The I7 should have the muscle for most games for another year or two at least, if you use steam consider steam mover to put your current game onto your SSD as this vastly increases load times and in some cases improves game performance.

As for RAM most games will only use 4Gb at the mo leaving a healthy 2Gb for windows to chew up. If it were me i would hold off on the GPU upgrade untill the 8xxx series lands, can't be more than 4 months now and you should see a bigger performance jump, then get a new CPU the year after when haswell gets replaced.

Edit: decreases load times, must lean to proof read
 
I would hold off upgrading, what you've got should make quick work of games. I'd consider upgrading to Haswell and 8xxx gpu.
 
Nice rig fella

The only "issue" you might have is the GPUs. In xfire the 6850s will have a fair bit of gaming grunt but the VRAM isn't combined you still have 1GB of VRAM. Depending on your resolution and wether you have AA, MSAA enabled etc you could well be held back by the VRAM. You can sometimes get microstutter with Xfire too, not sure if you have that problem.

I've seen the 6850 go for £50ish on our MM (you dont have access), so it might make sense to flog these cards off now while they are worth something to someone. This will help you fund getting say a 7950 with 3GB of VRAM, having a single GPU is a simpler setup and I imagine it will be quieter to boot ;)
 
I'm a big fan of single GPU as opposed to the hassle of two cards but luckily I haven't come across any problems so far, no microstutter & scaling all good. You do raise a good point with VRAM though & come to think about it, that is probably where I'm being held back at the moment (gaming at 1080p).
 
I'm a big fan of single GPU as opposed to the hassle of two cards but luckily I haven't come across any problems so far, no microstutter & scaling all good. You do raise a good point with VRAM though & come to think about it, that is probably where I'm being held back at the moment (gaming at 1080p).

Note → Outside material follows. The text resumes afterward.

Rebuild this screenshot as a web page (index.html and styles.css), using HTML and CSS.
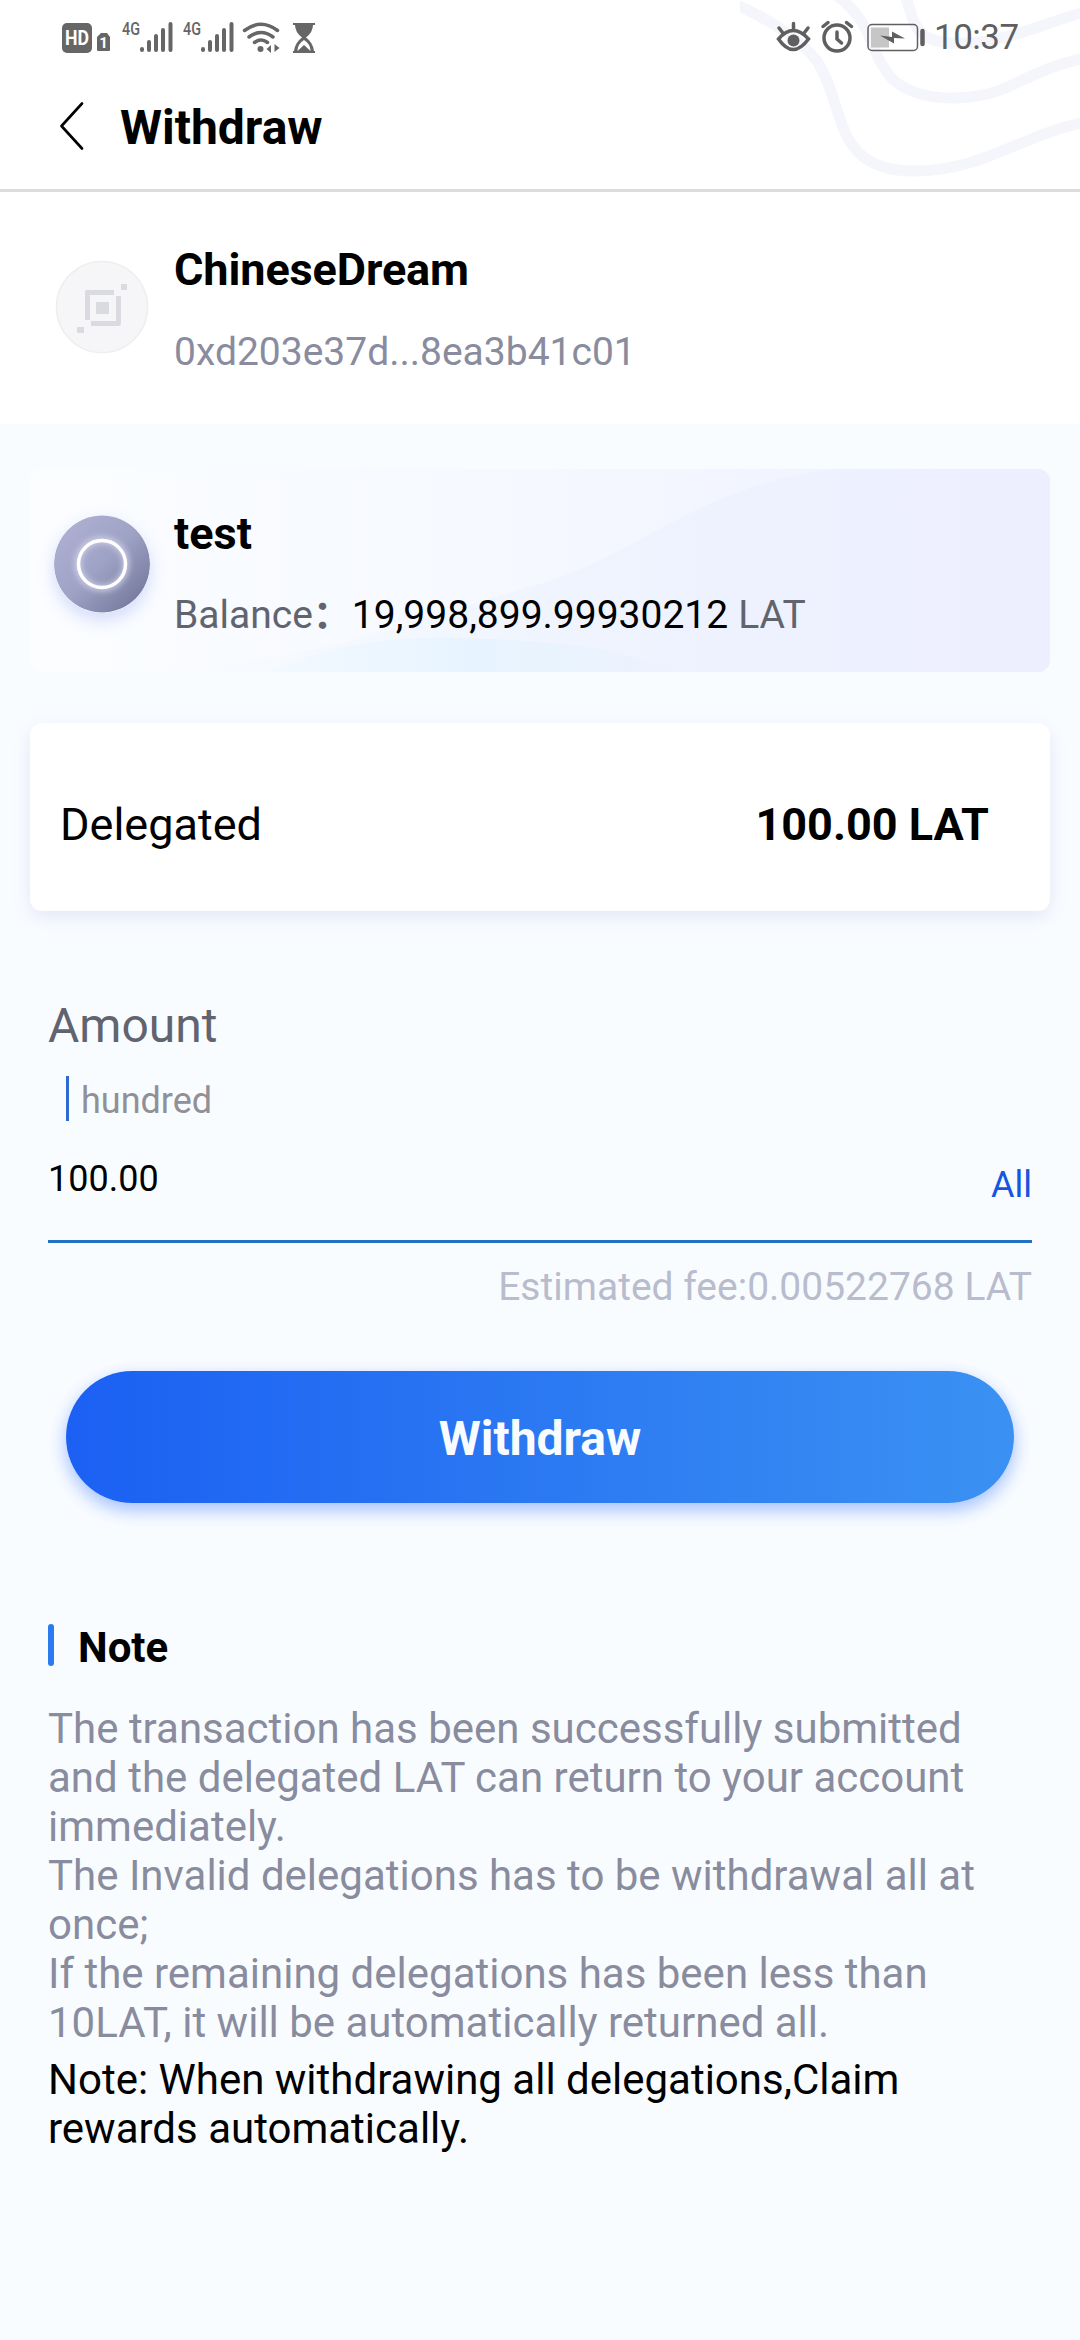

1gb vram is fine for 1080p http://www.bit-tech.net/hardware/graphics/2012/11/05/msi-radeon-hd-7850-1gb-review/3 no difference to 2 even with aa only when you go above 1080p you start hitting walls
 
For upgrade path you've got Gulftown.
You've got limited SATA 3 due to your controller, which could probably be resolved with getting a PCI-E based SSD, or a PCI-E SATA thingy :p
 
Have you got the C0 or D0 stepping? I've heard the D0 overclocks more than the C0 & unfortunately I bought the 920 early days so don't have that privilege! Still grateful for how much the i7 does oc though!
 
I got a D0 but it can get warm, hit the low 70s on some cores in BF3 :p however it's very stable and doesn't really bottleneck my 680 at 4ghz.